En 1869, Sarmiento promovió el primer corso oficial, un evento cuyas mayores atracciones eran las murgas y las comparsas compuestas principalmente por afrodescendientes. «La elaboración de disfraces y máscaras que intentaban igualar, sin distinción, a todos los participantes».

Estas fiestas iniciales traídas por los invasores españoles fueron atravesadas por las costumbres criollas, con la llegada del Siglo XX y los inmigrantes italianos provocó un cambio en la dinámica de esta fiesta, es ahí cuando se pasa de la comparsa de candombe a las murgas 

Con todo, la fiesta popular fue tomando el espacio público con desenfreno y bullicio, en lo que las clases altas consideraban «costumbres bárbaras» y vuelve el carnaval a ser censurado, castigado y prohibido hasta el año 1954.
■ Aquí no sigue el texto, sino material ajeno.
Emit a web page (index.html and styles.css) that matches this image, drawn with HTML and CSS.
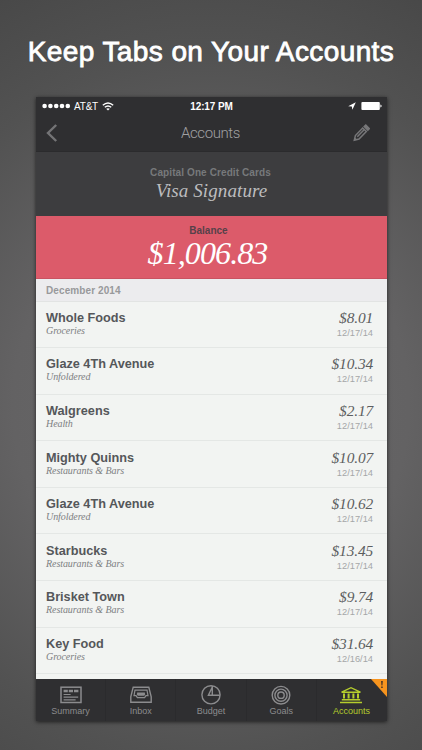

Nuevamente se vio interrumpido por la dictadura cívico-militar que comenzó en Argentina en el año 1976, que eliminó esas fechas del calendario oficial y prohibió las celebraciones callejeras, hasta el regreso de la democracia, en 1983. Después de años de lucha por parte del Movimiento Nacional de Murgas con una multiplicidad de documentos y gestiones iniciadas en los tradicionales encuentros que se llevaban a cabo en Suardi, recién en el 2010 los días de carnaval fueron instituidos como feriados nacionales.

Hasta la dictadura de 1976 eran comunes los tradicionales juegos en la calle, donde llovían los baldes de agua sobre los niños y adultos que eran arrojados con agua mezclada con distintos ingredientes, agua de lavanda para mojar a los amigos y de agua con sal para los enemigos, acompañados por los pomos, las bombitas, una tradición que no fue recuperada en su plenitud.

Los bailes, los juegos, las carrozas, espectáculos de percusión, las comparsas, las murgas, los estandartes y escenarios en calles volvieron en cada lugar de diferentes formas en muchos lugar no como la celebración popular del carnaval, sino como la presentación de un espectáculo más, concebida como una actividad recreativo o turística, pero no como una libre expresión cultural del pueblo como parte de la evolución de una milenaria tradición humana.

Pero además el corso en el festejo de carnaval debería recuperar su parte social, como lo fueron, en la que las clases sociales se mezclaban. Ricos y pobres sin distinción siguiendo la tradición italiana se desarrollaba el arte de disfrazarse, que era lo que daba sentido mágico a la fiesta. El disfrazado a través de la disimulación, el engaño, la burla generaba la incógnita en el otro.

Pero además el disfraz, la máscara da rienda suelta a la creatividad y fantasía de cada uno ya que no existe un orden establecido en el modo y en la forma de disfrazarse, pero sí surgen con el paso del tiempo una serie de figuras y personajes que en cada lugar adquieren personalidad propia. Cambiar esa máscara que llevamos puesta todo el año por una más acorde con nosotros mismos, es mostrar por un momento autenticidad.


Una muestra 

de la cultura

Son los carnavales un espacio al que debe ampliarse su significación constituyéndose en manifestaciones del patrimonio cultural de cada comunidad al reunir prácticas y representaciones donde confluyen múltiples manifestaciones como la música, el canto, la danza, las máscaras, la indumentaria, la pintura, junto con saberes, significados y sentidos que fortalecen el tejido social e identitario de diferentes sectores de una comunidad. 

Debería ser el carnaval una política cultural que se desarrolle durante todo el año considerando el acceso al arte como un derecho social como parte de las herramientas que el municipio ofrezca a la niñez, adolescencia, juventud y adultos para el crecimiento colectivo, garantizando recursos materiales y una gestión democrática de los mismos para que la cultura y el arte se puedan expresar a fondo.

Frente a sectores que buscan limitar el uso de la calle como espacio de expresión para acallar al pueblo, quienes no buscan limitar y controlar el ascenso social deberían reivindicar el arte y la cultura como lugar significativo en la política pública como un derecho. Es la comparsa, la murga, la batucada, el disfraz, la carroza una expresión permanente de la diversidad.

La revalorización de los carnavales como manifestaciones del patrimonio cultural constituye también una oportunidad para promover la reivindicación de los derechos culturales de los propios grupos o comunidades involucrados y su participación como actores centrales en su gestión.